- [TASK DESCRIPTION]: Present every line in which the string "components" appears.

- [DATA SEGMENT]:
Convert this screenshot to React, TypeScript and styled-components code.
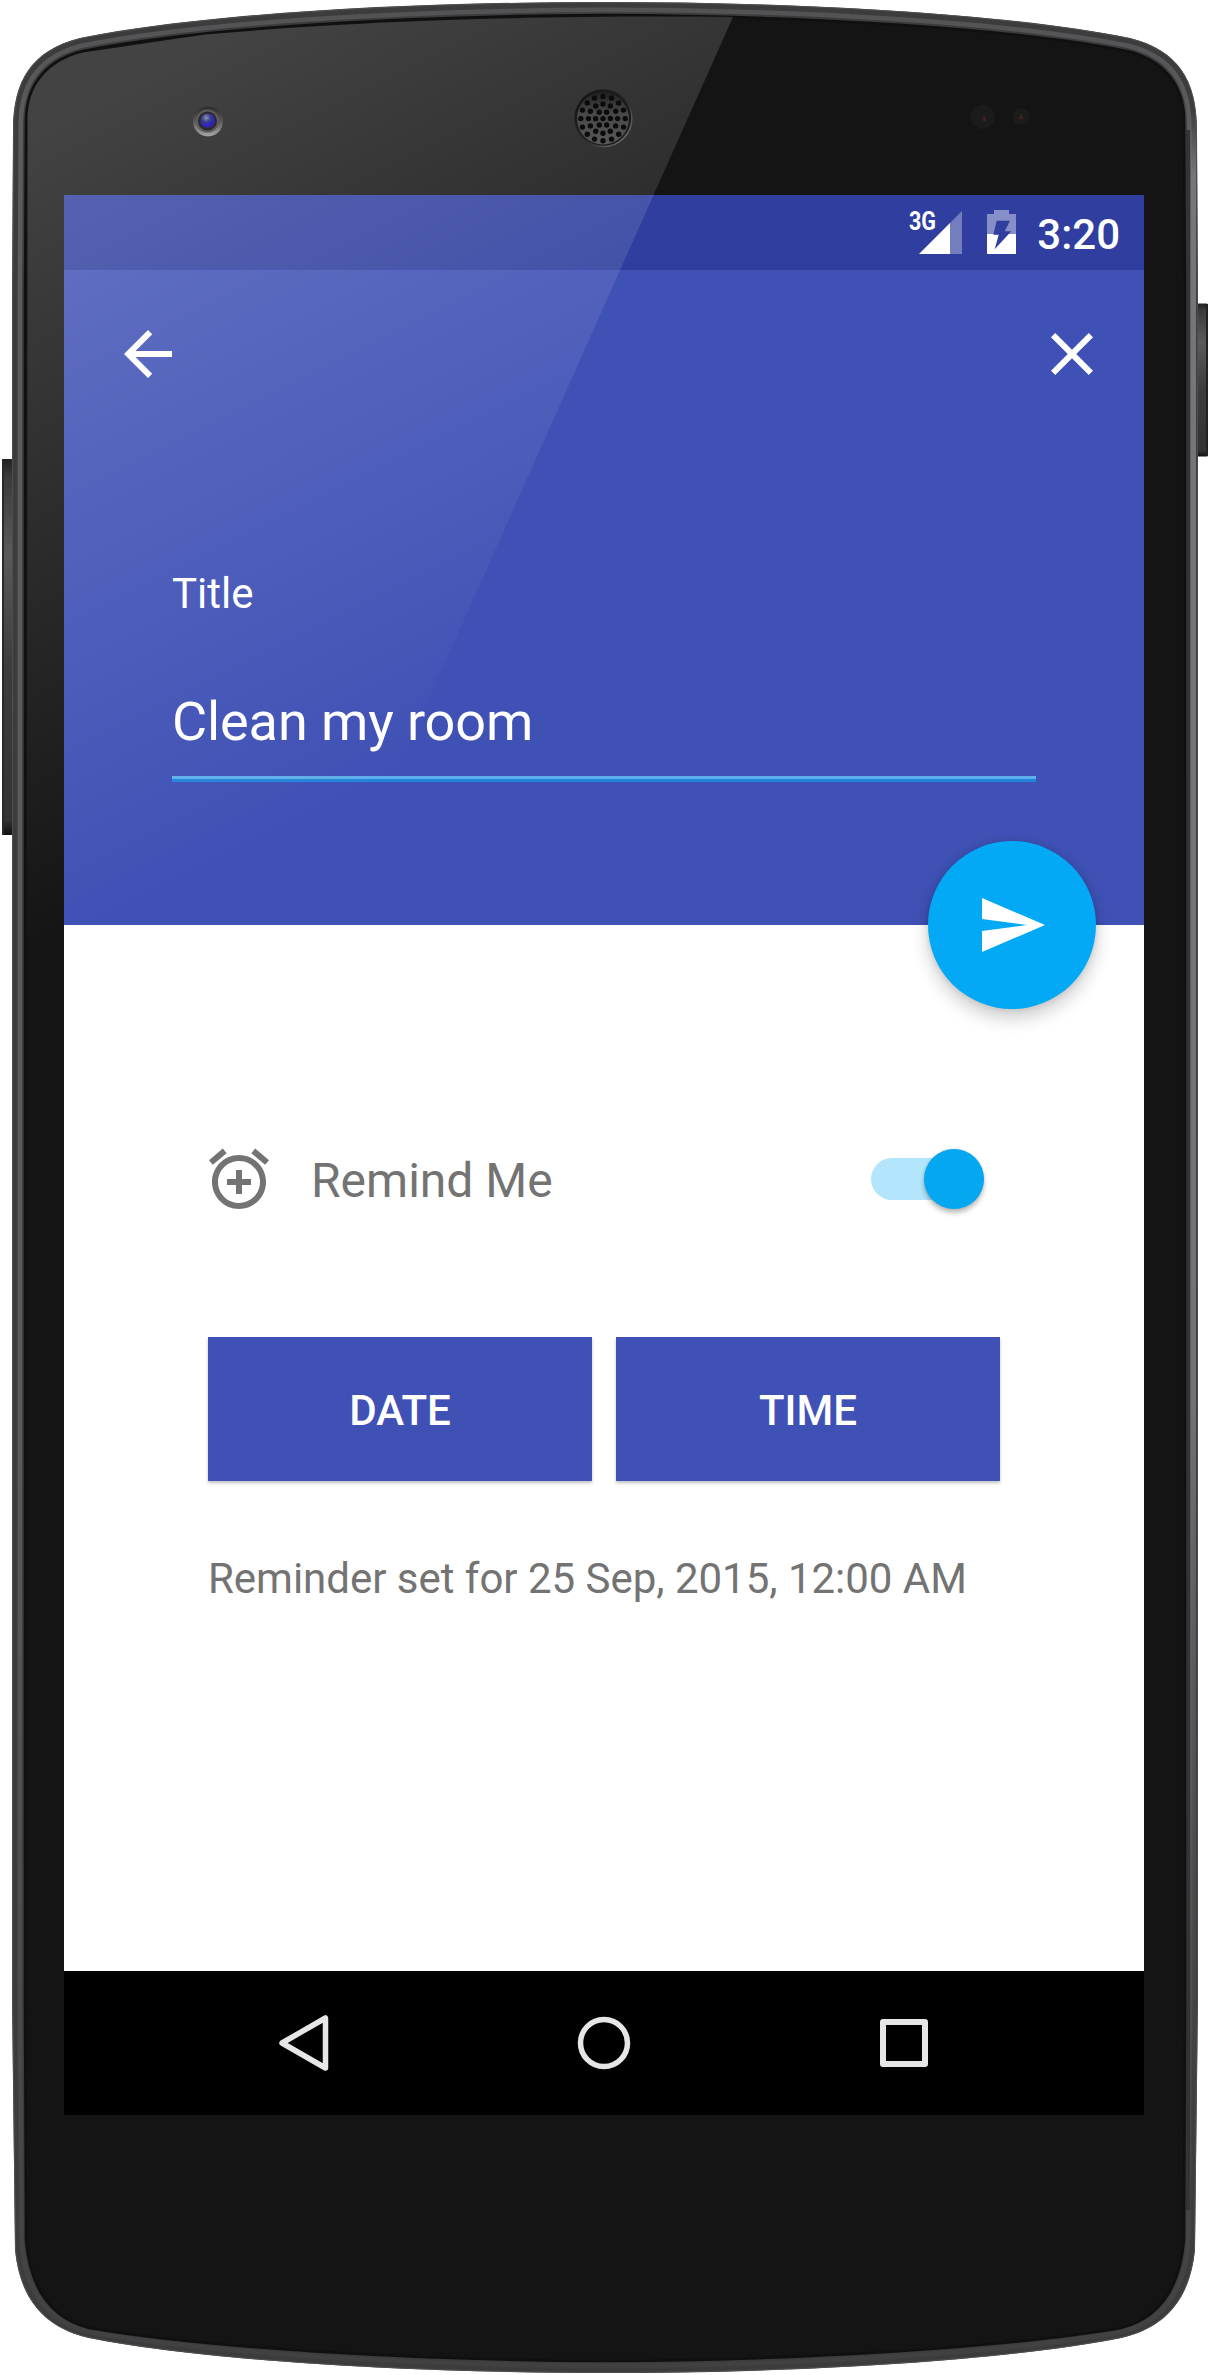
import React from "react";
import styled, { createGlobalStyle } from "styled-components";

const GlobalStyle = createGlobalStyle`
  *, *::before, *::after { box-sizing: border-box; }
  body { margin: 0; background: #fff; }
`;

const indigo = "#3f51b5";
const indigoDark = "#303f9f";
const accent = "#03a9f4";
const secondaryText = "#737373";

const Device = styled.main`
  position: relative;
  width: 1210px;
  height: 2375px;
  padding: 195px 66px 260px 64px;
  overflow: hidden;
  font-family: Roboto, "Noto Sans", sans-serif;
`;

const DeviceArt = styled.svg`
  position: absolute;
  inset: 0;
  display: block;
  pointer-events: none;
`;

const Screen = styled.div`
  position: relative;
  display: flex;
  flex-direction: column;
  width: 1080px;
  height: 1920px;
  background: #fff;
`;

const StatusBar = styled.div`
  flex: none;
  display: flex;
  justify-content: flex-end;
  align-items: flex-start;
  height: 75px;
  padding: 0 24px 0 0;
  background: ${indigoDark};
  color: #fff;
`;

const Signal = styled.div`
  position: relative;
  width: 54px;
  height: 44px;
  margin: 16px 25px 0 0;
  display: flex;
  justify-content: flex-end;
`;

const NetworkType = styled.span`
  position: absolute;
  left: 1px;
  top: -4px;
  font-size: 25px;
  font-weight: 700;
  line-height: 30px;
  transform: scaleX(0.86);
  transform-origin: left center;
`;

const Battery = styled.svg`
  display: block;
  margin: 15px 20px 0 0;
`;

const Clock = styled.span`
  font-size: 42px;
  font-weight: 500;
  line-height: 50px;
  margin-top: 15px;
`;

const Header = styled.header`
  position: relative;
  flex: none;
  height: 655px;
  background: ${indigo};
  color: #fff;
`;

const Toolbar = styled.div`
  display: flex;
  justify-content: space-between;
  align-items: center;
  height: 168px;
  padding: 0 36px 0 48px;
`;

const IconButton = styled.button`
  display: flex;
  padding: 0;
  border: 0;
  background: none;
  color: inherit;
`;

const TitleForm = styled.div`
  display: flex;
  flex-direction: column;
  padding: 131px 108px 0;
`;

const FieldLabel = styled.label`
  font-size: 42px;
  line-height: 50px;
`;

const FieldValue = styled.div`
  margin-top: 71px;
  padding-bottom: 22px;
  font-size: 54px;
  line-height: 64px;
  letter-spacing: -0.1px;
`;

const Underline = styled.div`
  height: 6px;
  background: linear-gradient(#5fb0ea 0 3px, #2384dc 3px);
`;

const Fab = styled.button`
  position: absolute;
  right: 48px;
  bottom: -84px;
  display: flex;
  align-items: center;
  justify-content: center;
  width: 168px;
  height: 168px;
  padding: 0;
  border: 0;
  border-radius: 50%;
  background: ${accent};
  color: #fff;
  box-shadow: 0 9px 18px rgba(0, 0, 0, 0.2), 0 0 6px rgba(0, 0, 0, 0.12);
`;

const Body = styled.section`
  flex: 1;
  display: flex;
  flex-direction: column;
  padding: 218px 144px 0;
  color: ${secondaryText};
`;

const ReminderRow = styled.div`
  display: flex;
  align-items: center;
  height: 72px;
  padding-right: 16px;
  margin-left: -5px;
`;

const ReminderLabel = styled.span`
  flex: 1;
  margin-left: 36px;
  padding-top: 3px;
  font-size: 48px;
  line-height: 56px;
`;

const Switch = styled.button`
  display: flex;
  align-items: center;
  justify-content: flex-end;
  width: 113px;
  height: 42px;
  padding: 0;
  border: 0;
  border-radius: 21px;
  background: #b3e5fc;
`;

const Thumb = styled.span`
  flex: none;
  width: 60px;
  height: 60px;
  margin-top: -1px;
  border-radius: 50%;
  background: #05a7f1;
  box-shadow: 0 4px 5px rgba(0, 0, 0, 0.26), 0 0 3px rgba(0, 0, 0, 0.1);
`;

const ButtonRow = styled.div`
  display: flex;
  gap: 24px;
  margin-top: 122px;
`;

const RaisedButton = styled.button`
  flex: 1;
  height: 144px;
  padding: 3px 0 0;
  border: 0;
  background: ${indigo};
  color: #fff;
  font: 500 42px/50px Roboto, "Noto Sans", sans-serif;
  box-shadow: 0 2px 3px rgba(0, 0, 0, 0.25);
`;

const ReminderText = styled.p`
  margin: 73px 0 0;
  font-size: 42px;
  line-height: 50px;
  letter-spacing: -0.02px;
  white-space: nowrap;
`;

const NavBar = styled.nav`
  flex: none;
  display: flex;
  justify-content: center;
  gap: 228px;
  align-items: center;
  height: 144px;
  background: #000;
  color: #e6e6e6;
`;

const MaterialIcon = ({ d }: { d: string }) => (
  <svg width="72" height="72" viewBox="0 0 24 24" fill="currentColor">
    <path d={d} />
  </svg>
);

const NavIcon = ({ children }: { children: React.ReactNode }) => (
  <svg width="72" height="72" viewBox="0 0 72 72" fill="none" stroke="currentColor" strokeWidth="6" strokeLinejoin="round">
    {children}
  </svg>
);

type Pt = [number, number];

// Left half of the body outline, from the top centre round to the bottom centre.
const outer: Pt[] = [
  [605, 2], [400, 2], [200, 14], [80, 38], [32, 50], [13, 80], [13, 130],
  [12, 300], [12, 2000], [15, 2250], [20, 2300], [45, 2328], [89, 2338],
  [200, 2360], [400, 2373], [605, 2373],
];
const inner: Pt[] = [
  [605, 15], [400, 16], [200, 28], [83, 51], [46, 60], [27, 85], [26, 118],
  [25, 300], [25, 2000], [26, 2240], [30, 2288], [50, 2318], [89, 2328],
  [200, 2347], [400, 2360], [605, 2361],
];

const outline = (t: number) => {
  const p = outer.map(([x, y], i): Pt => [x + (inner[i][0] - x) * t, y + (inner[i][1] - y) * t]);
  const m = p.map(([x, y]): Pt => [1210 - x, y]);
  const c = (a: Pt, b: Pt, e: Pt) => `C${a} ${b} ${e}`;
  return [
    `M${p[0]}`,
    c(p[1], p[2], p[3]), c(p[4], p[5], p[6]),
    `L${p[7]} L${p[8]} L${p[9]}`,
    c(p[10], p[11], p[12]), c(p[13], p[14], p[15]),
    c(m[14], m[13], m[12]), c(m[11], m[10], m[9]),
    `L${m[8]} L${m[7]} L${m[6]}`,
    c(m[5], m[4], m[3]), c(m[2], m[1], m[0]), "Z",
  ].join(" ");
};

const ring = (count: number, radius: number) =>
  Array.from({ length: count }, (_, i): Pt => {
    const a = (i / count) * Math.PI * 2 + (count === 6 ? 0.52 * 2 : Math.PI / 2);
    return [603 + Math.cos(a) * radius, 118.6 + Math.sin(a) * radius];
  });
const holes: Pt[] = [[603, 118.6], ...ring(6, 7.4), ...ring(12, 14.6), ...ring(16, 22.2)];

const Shell = () => (
  <DeviceArt width="1210" height="2375" viewBox="0 0 1210 2375">
    <defs>
      <linearGradient id="rim" x1="0" y1="0" x2="0" y2="1">
        <stop offset="0" stopColor="#535356" />
        <stop offset="0.05" stopColor="#5c5c60" />
        <stop offset="0.6" stopColor="#5a5b5e" />
        <stop offset="1" stopColor="#414144" />
      </linearGradient>
      <linearGradient id="rimRight" x1="0" y1="0" x2="0" y2="1">
        <stop offset="0" stopColor="#75767a" stopOpacity="0" />
        <stop offset="0.03" stopColor="#75767a" />
        <stop offset="0.6" stopColor="#727377" />
        <stop offset="1" stopColor="#4c4c4e" stopOpacity="0" />
      </linearGradient>
      <linearGradient id="key" x1="0" y1="0" x2="0" y2="1">
        <stop offset="0" stopColor="#222" />
        <stop offset="0.05" stopColor="#3c3c3c" />
        <stop offset="0.25" stopColor="#5a5a5a" />
        <stop offset="0.55" stopColor="#3d3d3d" />
        <stop offset="0.96" stopColor="#333" />
        <stop offset="1" stopColor="#111" />
      </linearGradient>
    </defs>
    <rect x="2" y="459" width="14" height="376" rx="1.500" fill="url(#key)" />
    <rect x="2" y="459" width="2" height="376" fill="#2a2a2a" />
    <rect x="1194" y="303.500" width="14" height="153" rx="1.500" fill="url(#key)" />
    <rect x="1206" y="304" width="2" height="152" fill="#222" />
    <path d={outline(0)} fill="#3c3c3d" />
    <path d={outline(0.05)} fill="none" stroke="#505052" strokeWidth="1" />
    <path d={outline(0.6)} fill="none" stroke="url(#rim)" strokeWidth="4.500" />
    <rect x="1191" y="110" width="5" height="2130" fill="url(#rimRight)" />
    <rect x="1185" y="130" width="5" height="2080" fill="#343436" />
    <path d={outline(1)} fill="#141414" stroke="#101010" strokeWidth="2.500" />
  </DeviceArt>
);

const Glare = () => (
  <DeviceArt width="1210" height="2375" viewBox="0 0 1210 2375">
    <defs>
      <linearGradient id="glare" gradientUnits="userSpaceOnUse" x1="60" y1="119" x2="393" y2="780">
        <stop offset="0" stopColor="#fff" stopOpacity="0.2" />
        <stop offset="1" stopColor="#fff" stopOpacity="0" />
      </linearGradient>
      <linearGradient id="cameraRim" x1="0" y1="0" x2="0" y2="1">
        <stop offset="0" stopColor="#2c2c2c" />
        <stop offset="0.5" stopColor="#5a5958" />
        <stop offset="1" stopColor="#a9a7a5" />
      </linearGradient>
      <radialGradient id="lens" cx="0.4" cy="0.3" r="0.75">
        <stop offset="0" stopColor="#8d99a5" />
        <stop offset="0.4" stopColor="#3a3c8c" />
        <stop offset="0.75" stopColor="#2a22c4" />
        <stop offset="1" stopColor="#3c2a70" />
      </radialGradient>
      <linearGradient id="speakerRim" x1="0" y1="0" x2="1" y2="1">
        <stop offset="0" stopColor="#0c0c0c" />
        <stop offset="0.55" stopColor="#2b2b2b" />
        <stop offset="1" stopColor="#858585" />
      </linearGradient>
      <linearGradient id="speakerMesh" x1="0" y1="0" x2="0" y2="1">
        <stop offset="0" stopColor="#222" />
        <stop offset="0.4" stopColor="#484848" />
        <stop offset="1" stopColor="#585858" />
      </linearGradient>
    </defs>
    <path
      d="M733 17 C600 15.500 400 17.500 205 34.500 L83 52.500 C47 61.500 28 86 27.500 118 L26.500 1600 L733 17 Z"
      fill="url(#glare)"
    />
    <circle cx="208" cy="121.500" r="15" fill="url(#cameraRim)" />
    <circle cx="207.500" cy="121" r="11.500" fill="#5d5c5a" />
    <circle cx="207.500" cy="121" r="9.500" fill="#2c2b2b" />
    <circle cx="207.700" cy="120.700" r="7.300" fill="url(#lens)" />
    <circle cx="603.500" cy="118.300" r="28.300" fill="#1b1b1b" stroke="url(#speakerRim)" strokeWidth="1.500" />
    <circle cx="603" cy="118.600" r="26" fill="url(#speakerMesh)" />
    {holes.map(([x, y], i) => (
      <circle key={i} cx={x} cy={y} r="2.700" fill="#0b0b0b" />
    ))}
    <circle cx="982.500" cy="117" r="12" fill="#1b1b1b" />
    <path d="M984 115 l2 6 h-3 z" fill="#4a2517" />
    <circle cx="1021" cy="116.500" r="8.500" fill="#1b1b1b" />
    <path d="M1021 113 l2 6 h-4 z" fill="#45231a" />
  </DeviceArt>
);

export default function App() {
  return (
    <>
      <GlobalStyle />
      <Device>
        <Shell />
        <Screen>
          <StatusBar>
            <Signal>
              <NetworkType>3G</NetworkType>
              <svg width="43" height="44" viewBox="0 0 43 44">
                <path d="M0 43 L31 12 V43 Z" fill="#fff" />
                <path d="M31 12 L43 0 V43 H31 Z" fill="#fff" fillOpacity="0.33" />
              </svg>
            </Signal>
            <Battery width="30" height="44" viewBox="0 0 30 44">
              <path d="M0 4 H7 V0 H22 V4 H29 V24 H0 Z" fill="#fff" fillOpacity="0.42" />
              <rect y="24" width="29" height="20" fill="#fff" />
              <path d="M9.700 10.700 H23 L17.700 21.300 H24.300 L7.700 39.300 L11.700 24.700 H6.300 Z" fill={indigoDark} />
            </Battery>
            <Clock>3:20</Clock>
          </StatusBar>
          <Header>
            <Toolbar>
              <IconButton aria-label="Back">
                <MaterialIcon d="M20 11H7.830l5.590-5.590L12 4l-8 8 8 8 1.410-1.410L7.830 13H20v-2z" />
              </IconButton>
              <IconButton aria-label="Close">
                <MaterialIcon d="M19 6.410L17.590 5 12 10.590 6.410 5 5 6.410 10.590 12 5 17.590 6.410 19 12 13.410 17.590 19 19 17.590 13.410 12z" />
              </IconButton>
            </Toolbar>
            <TitleForm>
              <FieldLabel>Title</FieldLabel>
              <FieldValue>Clean my room</FieldValue>
              <Underline />
            </TitleForm>
            <Fab aria-label="Save">
              <MaterialIcon d="M2.010 21L23 12 2.010 3 2 10l15 2-15 2z" />
            </Fab>
          </Header>
          <Body>
            <ReminderRow>
              <MaterialIcon d="M7.880 3.390L6.600 1.860 2 5.710l1.290 1.530 4.590-3.850zM22 5.720l-4.600-3.860-1.290 1.530 4.600 3.860L22 5.720zM12 4c-4.970 0-9 4.030-9 9s4.020 9 9 9c4.970 0 9-4.030 9-9s-4.030-9-9-9zm0 16c-3.870 0-7-3.130-7-7s3.130-7 7-7 7 3.130 7 7-3.130 7-7 7zm1-11h-2v3H8v2h3v3h2v-3h3v-2h-3V9z" />
              <ReminderLabel>Remind Me</ReminderLabel>
              <Switch role="switch" aria-checked="true">
                <Thumb />
              </Switch>
            </ReminderRow>
            <ButtonRow>
              <RaisedButton>DATE</RaisedButton>
              <RaisedButton>TIME</RaisedButton>
            </ButtonRow>
            <ReminderText>Reminder set for 25 Sep, 2015, 12:00 AM</ReminderText>
          </Body>
          <NavBar>
            <NavIcon>
              <path d="M14 36 L57.500 11 V61 Z" strokeWidth="5.500" />
            </NavIcon>
            <NavIcon>
              <circle cx="36" cy="36" r="23.500" strokeWidth="5.500" />
            </NavIcon>
            <NavIcon>
              <rect x="15" y="15" width="42" height="42" />
            </NavIcon>
          </NavBar>
        </Screen>
        <Glare />
      </Device>
    </>
  );
}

- [COMPLETE OUTPUT]:
Convert this screenshot to React, TypeScript and styled-components code.
import styled, { createGlobalStyle } from "styled-components";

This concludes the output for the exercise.